In sum, any response that puts more people in harms way, encourages more destructive impacts, or becomes essentially a general purpose block grant is not a solution. While we do not understand either of the bills being heard today to intend such an interpretation, additional clarification may be necessary. We would urge that the best way to ensure that any coastal impact assistance is used in the way the drafters intend would be to expressly build upon any existing watershed, coastal management plans, or restoration plans that may already be in existence.
Many hours and taxpayer dollars have been spent under a multitude of authorities such as the Coastal Zone Management Act, the National Estuary Program, the Coastal Wetlands Planning, Protection and Restoration Act, and others to produce strategies and plans for improving coastal resources and waters.

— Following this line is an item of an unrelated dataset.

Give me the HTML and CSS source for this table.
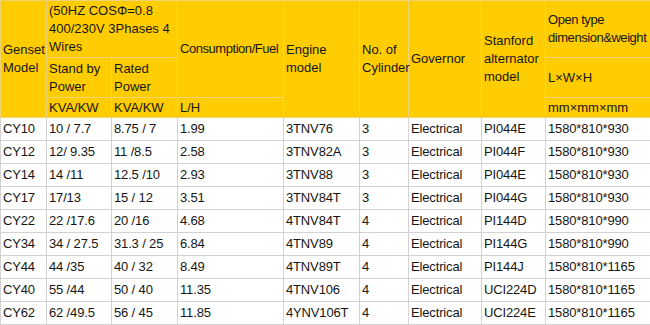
FILE: index.html
```html
<!DOCTYPE html>
<html>
<head>
<meta charset="utf-8">
<link rel="stylesheet" href="styles.css">
</head>
<body>
<table class="spec">
  <colgroup>
    <col class="c1"><col class="c2"><col class="c3"><col class="c4"><col class="c5"><col class="c6"><col class="c7"><col class="c8"><col class="c9">
  </colgroup>
  <thead>
    <tr class="h1">
      <th rowspan="3">Genset Model</th>
      <th colspan="2">(50HZ COSΦ=0.8 400/230V 3Phases 4 Wires</th>
      <th rowspan="2" class="nowrap tight">Consumption/Fuel</th>
      <th rowspan="3">Engine model</th>
      <th rowspan="3">No. of Cylinder</th>
      <th rowspan="3">Governor</th>
      <th rowspan="3">Stanford alternator model</th>
      <th class="nowrap tight">Open type<br>dimension&amp;weight</th>
    </tr>
    <tr class="h2">
      <th>Stand by Power</th>
      <th>Rated Power</th>
      <th>L×W×H</th>
    </tr>
    <tr class="h3">
      <th>KVA/KW</th>
      <th>KVA/KW</th>
      <th>L/H</th>
      <th>mm×mm×mm</th>
    </tr>
  </thead>
  <tbody>
    <tr><td>CY10</td><td>10 / 7.7</td><td>8.75 / 7</td><td>1.99</td><td>3TNV76</td><td>3</td><td>Electrical</td><td>PI044E</td><td>1580*810*930</td></tr>
    <tr><td>CY12</td><td>12/ 9.35</td><td>11 /8.5</td><td>2.58</td><td>3TNV82A</td><td>3</td><td>Electrical</td><td>PI044F</td><td>1580*810*930</td></tr>
    <tr><td>CY14</td><td>14 /11</td><td>12.5 /10</td><td>2.93</td><td>3TNV88</td><td>3</td><td>Electrical</td><td>PI044E</td><td>1580*810*930</td></tr>
    <tr><td>CY17</td><td>17/13</td><td>15 / 12</td><td>3.51</td><td>3TNV84T</td><td>3</td><td>Electrical</td><td>PI044G</td><td>1580*810*930</td></tr>
    <tr><td>CY22</td><td>22 /17.6</td><td>20 /16</td><td>4.68</td><td>4TNV84T</td><td>4</td><td>Electrical</td><td>PI144D</td><td>1580*810*990</td></tr>
    <tr><td>CY34</td><td>34 / 27.5</td><td>31.3 / 25</td><td>6.84</td><td>4TNV89</td><td>4</td><td>Electrical</td><td>PI144G</td><td>1580*810*990</td></tr>
    <tr><td>CY44</td><td>44 /35</td><td>40 / 32</td><td>8.49</td><td>4TNV89T</td><td>4</td><td>Electrical</td><td>PI144J</td><td>1580*810*1165</td></tr>
    <tr><td>CY40</td><td>55 /44</td><td>50 / 40</td><td>11.35</td><td>4TNV106</td><td>4</td><td>Electrical</td><td>UCI224D</td><td>1580*810*1165</td></tr>
    <tr><td>CY62</td><td>62 /49.5</td><td>56 / 45</td><td>11.85</td><td>4YNV106T</td><td>4</td><td>Electrical</td><td>UCI224E</td><td>1580*810*1165</td></tr>
  </tbody>
</table>
</body>
</html>
```

FILE: styles.css
```css
html, body {
  margin: 0;
  padding: 0;
  background: #ffffff;
}

.spec {
  border-collapse: collapse;
  table-layout: fixed;
  width: 650px;
  font-family: "Liberation Sans", Arial, sans-serif;
  font-size: 13px;
  color: #161616;
}

.c1 { width: 46px; }
.c2 { width: 65px; }
.c3 { width: 66px; }
.c4 { width: 106px; }
.c5 { width: 76px; }
.c6 { width: 49px; }
.c7 { width: 73px; }
.c8 { width: 64px; }
.c9 { width: 105px; }

.spec th {
  background: #ffcc00;
  border: 1px solid #efd475;
  font-weight: normal;
  text-align: left;
  vertical-align: middle;
  line-height: 18px;
  padding: 0 1px 0 2px;
  overflow: visible;
}

.spec .h1 { height: 57px; }
.spec .h2 { height: 40px; }
.spec .h3 { height: 20px; }

.spec .nowrap { white-space: nowrap; }
.spec .tight { letter-spacing: -0.45px; }

.spec td {
  border: 1px solid #d2d2d2;
  line-height: 22px;
  height: 22px;
  padding: 0 1px 0 2px;
  white-space: nowrap;
  vertical-align: middle;
  letter-spacing: -0.15px;
}
```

The planning provisions of any new legislation should build on that previous work rather than competing with it.These suggestions are offered in the spirit of advancing this historic opportunity to safeguard our posterity. We may never have such a good opportunity again. We appreciate the efforts of the bills sponsors--we are particularly grateful to Senators Landrieu and Breaux from our own state--who have taken up this cause. The Coalition to Restore Coastal Louisiana pledges to be of whatever assistance we can be in this effort.
Again, we appreciate the opportunity to appear here today and share our thoughts with the Committee.